PokerCoaching’s own solver, PeakGTO, is the tool I recommend for studying the balanced ranges that hold up best against competent regulars — especially for spots like blind defense and 3-bet calling ranges where the margins between correct and incorrect play are the thinnest.
Just as easily as you can recognize the fish in your games by looking at their VPIP number, you can also quickly figure out who the strongest players in the game are.
Good regulars these days typically play a VPIP of around 25 and a PFR of around 18, although this can change depending on the game format.
In either case, the difference between the VPIP and PFR of good players will not be as massive as that of the fish, and neither number will be extremely low or extremely high.
Since good poker players play a balanced strategy that includes both bluffs and value in their raising and 3-betting ranges, their PFR number will be significantly higher than the fish.
The discrepancy between PFR and VPIP comes from the times they call a raise in position or in the big blind, which they will often defend against small raises with a wide range of hands.
If you want to play a good overall strategy, your numbers should look like this as well, so you would be wise to make sure your VPIP does not go much lower or higher than 25 either.
Final Words on VPIP in Poker
The VPIP stat in poker is one of the most useful and commonly used by poker players who use poker tracking software, and one you should always include in your HUD.

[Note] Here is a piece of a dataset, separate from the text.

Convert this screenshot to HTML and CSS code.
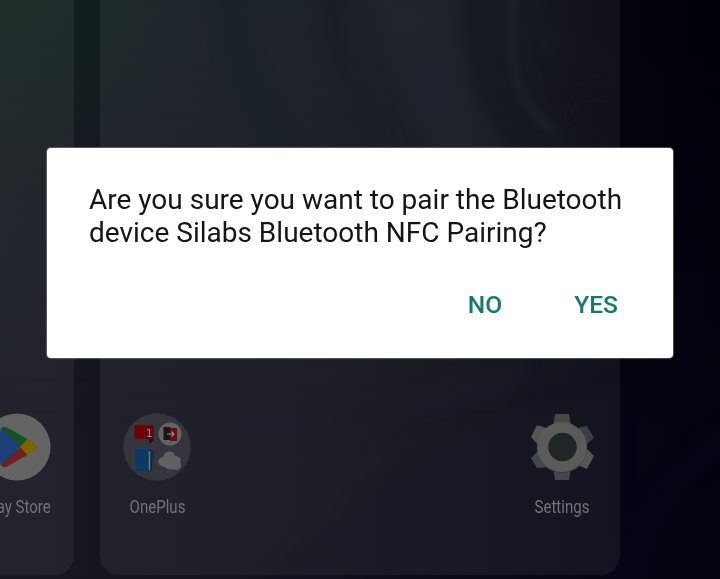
FILE: index.html
```html
<!DOCTYPE html>
<html lang="en">
<head>
<meta charset="utf-8">
<title>Bluetooth pairing</title>
<link rel="stylesheet" href="styles.css">
</head>
<body>
<main class="screen">
  <svg class="wallpaper" viewBox="0 0 720 579" aria-hidden="true">
    <defs>
      <linearGradient id="base" x1="0" y1="0" x2="1" y2="0">
        <stop offset="0" stop-color="#182020"/><stop offset=".13" stop-color="#141d20"/>
        <stop offset=".4" stop-color="#11181f"/><stop offset=".65" stop-color="#10131b"/>
        <stop offset=".83" stop-color="#04050d"/><stop offset="1" stop-color="#00000a"/>
      </linearGradient>
      <linearGradient id="lower" x1="0" y1="0" x2="1" y2="0">
        <stop offset="0" stop-color="#171621"/><stop offset=".45" stop-color="#13111c"/>
        <stop offset=".7" stop-color="#0a0915"/><stop offset=".86" stop-color="#040413"/><stop offset="1" stop-color="#04020f"/>
      </linearGradient>
      <linearGradient id="fade" x1="0" y1="0" x2="0" y2="1">
        <stop offset="0" stop-color="#000"/><stop offset=".75" stop-color="#fff"/>
      </linearGradient>
      <radialGradient id="green"><stop offset="0" stop-color="#10231e" stop-opacity=".6"/><stop offset="1" stop-color="#10231e" stop-opacity="0"/></radialGradient>
      <mask id="down"><rect width="720" height="579" fill="url(#fade)"/></mask>
      <filter id="soft" x="-30%" y="-30%" width="160%" height="160%" color-interpolation-filters="sRGB"><feGaussianBlur stdDeviation="7"/></filter>
      <filter id="fine" color-interpolation-filters="sRGB"><feGaussianBlur stdDeviation="4"/></filter>
    </defs>
    <rect width="720" height="579" fill="url(#base)"/>
    <rect width="720" height="579" fill="url(#lower)" mask="url(#down)"/>
    <ellipse cx="20" cy="0" rx="170" ry="160" fill="url(#green)"/>
    <g filter="url(#soft)">
      <path d="M215-10C220 60 240 110 280 160L300 160C270 110 245 60 245-10Z" fill="#0b151d" opacity=".7"/>
      <path d="M320-10C320 50 340 90 390 150L360 100C345 60 350 20 345-10Z" fill="#0a0f18" opacity=".7"/>
      <path d="M370-10C390 60 400 110 440 160L520 160C460 110 455 50 455-10Z" fill="#1a1e27" opacity=".4"/>
      <path d="M460-10C460 70 490 120 530 160L590 150C520 100 520 40 520-10Z" fill="#080b13" opacity=".7"/>
      <path d="M310 465C370 405 440 370 530 365L500 400C430 400 370 430 310 465Z" fill="#100f1e" opacity=".5"/>
      <path d="M260 579C360 480 480 410 620 390L620 579Z" fill="#0c0a1a" opacity=".4"/>
      <path d="M610 579C640 500 670 460 730 420L730 450C680 480 655 530 645 579Z" fill="#080718" opacity=".6"/>
    </g>
    <path d="M514-5C505 60 515 105 555 132" filter="url(#fine)" fill="none" stroke="#1b1d26" stroke-width="9" opacity=".5"/>
    <path d="M565 120C567 92 580 78 602 75M569 125C570 103 586 97 604 102M560 125C570 126 576 122 581 113" fill="none" stroke="#1b1d26" stroke-width="1.500" opacity=".22"/>
  </svg>

  <div class="pages">
    <section class="page page-left">
      <div class="app">
        <svg class="icon" viewBox="0 0 68 68" aria-hidden="true">
          <circle cx="34" cy="34" r="33.500" fill="#646464"/>
          <path d="M19 15Q17 16 17 19V49Q17 52 19 53L38 34Z" fill="#1f3e7c"/>
          <path d="M18 16Q20 12 25 15L44.500 26L38 34Z" fill="#12532a"/>
          <path d="M18 52Q20 56 25 53L44.500 42L38 34Z" fill="#73201d"/>
          <path d="M44.500 26L51 30Q57 34 51 38L44.500 42L37 34Z" fill="#806200"/>
        </svg>
        <span class="label">Play Store</span>
      </div>
    </section>
    <section class="page page-main">
      <div class="app">
        <svg class="icon" viewBox="0 0 68 68" aria-hidden="true">
          <circle cx="34" cy="34" r="33.700" fill="#35363d"/>
          <path d="M11.500 12H30.500V26H11.500Z" fill="#690007"/><path d="M25.500 26H30.500V27L27 31Z" fill="#2e070c"/>
          <text class="badge" x="23" y="24">1</text>
          <circle cx="47" cy="21" r="11.500" fill="#646464"/>
          <path d="M40.500 14H47V27H40.500Z" fill="#151719"/><path d="M47 15H54V28H47Z" fill="#680b12"/>
          <path d="M44 21H51M48.500 18.500L51 21L48.500 23.500" fill="none" stroke="#969191" stroke-width="1.100"/>
          <path d="M12.500 36H27V58.500H12.500Z" fill="#063a67"/><path d="M25 37H29V57H25Z" fill="#111e2d"/><path d="M25.500 38H27.500V57H25.500Z" fill="#667583"/><path d="M27.500 37H30.500V47L28.500 49V58H27.500Z" fill="#082f52"/>
          <path d="M42 54C34 54 33 45 40 44C42 37 51 37 52 43C57 43 59 47 57 49C60 53 57 57 53 57L49 56C46 57 44 56 42 54Z" fill="#606164"/>
        </svg>
        <span class="label">OnePlus</span>
      </div>
      <div class="app">
        <svg class="icon" viewBox="0 0 68 68" aria-hidden="true">
          <path d="M27 1H41L43 14H25ZM25 54H43L41 67H27Z" fill="#454849"/>
          <path d="M52 14L59 13L66 25L58 32L46 23Z" fill="#394045"/>
          <path d="M3 45L12 36L24 54L9 55Z" fill="#43484a"/>
          <path d="M3 24L9 12L24 17L12 34ZM58 35L66 43L59 56L45 50Z" fill="#555655"/>
          <circle cx="34" cy="35" r="25" fill="#3a3d3e"/>
          <circle cx="34" cy="34" r="25" fill="#5b5b5a"/>
          <circle cx="34.500" cy="34" r="14.300" fill="#202628"/>
        </svg>
        <span class="label">Settings</span>
      </div>
    </section>
  </div>

  <section class="dialog" role="dialog" aria-modal="true">
    <p class="message">Are you sure you want to pair the Bluetooth device Silabs Bluetooth NFC Pairing?</p>
    <div class="actions">
      <button class="action">NO</button>
      <button class="action">YES</button>
    </div>
  </section>
</main>
</body>
</html>
```
FILE: styles.css
```css
* { box-sizing: border-box; }
body { margin: 0; background: #070710; font-family: Roboto, "Liberation Sans", sans-serif; }
.screen { position: relative; width: 720px; height: 579px; overflow: hidden; }
.wallpaper { position: absolute; inset: 0; width: 100%; height: 100%; }
.pages { position: relative; display: flex; gap: 26px; height: 575px; }
.page {
  display: flex;
  align-items: flex-end;
  padding-bottom: 55px;
  background: rgba(255, 255, 255, .055);
}
.page-left { width: 74px; justify-content: flex-end; border-radius: 0 0 19px; }
.page-main { width: 520px; justify-content: space-between; padding-right: 19px; padding-left: 18px; border-radius: 0 0 19px 19px; }
.app { display: flex; flex: none; flex-direction: column; align-items: center; gap: 14px; width: 78px; }
.page-left .app { width: 114px; }
.icon { display: block; width: 68px; height: 68px; }
.badge { font: 10px "DejaVu Sans", sans-serif; fill: #a48d8f; }
.label {
  color: #737378;
  font-size: 17.5px;
  line-height: 25px;
  white-space: nowrap;
  transform: scaleX(.86);
}
.dialog {
  position: absolute;
  top: 148px;
  left: 47px;
  display: flex;
  flex-direction: column;
  justify-content: space-between;
  width: 626px;
  height: 210px;
  padding: 35px 42px 28px;
  border-radius: 4px;
  background: #fff;
  box-shadow: 0 0 1px 1px rgba(150, 150, 150, .5);
}
.message { width: 545px; margin: 0; color: #151515; font-size: 28px; line-height: 33px; }
.actions { display: flex; justify-content: flex-end; gap: 72px; padding-right: 13px; }
.action {
  padding: 0;
  border: 0;
  background: none;
  color: #117c6c;
  font: 500 24.6px/50px Roboto, "Liberation Sans", sans-serif;
}
```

Sites like GGPoker now even include basic poker stats like VPIP in their built-in HUDs, which means you will be able to track everyone’s VPIP even without having a third-party tracker installed in your device.
When looking to make those exploitative plays, make sure to take a player’s VPIP into account and think about the types of opening ranges, they could be playing based on their VPIP and PFR stats.
Just remember to only actually look at these stats once you have at least some sample of hands on a particular player, as you will need some repetitions before you can consider any poker stat actually significant.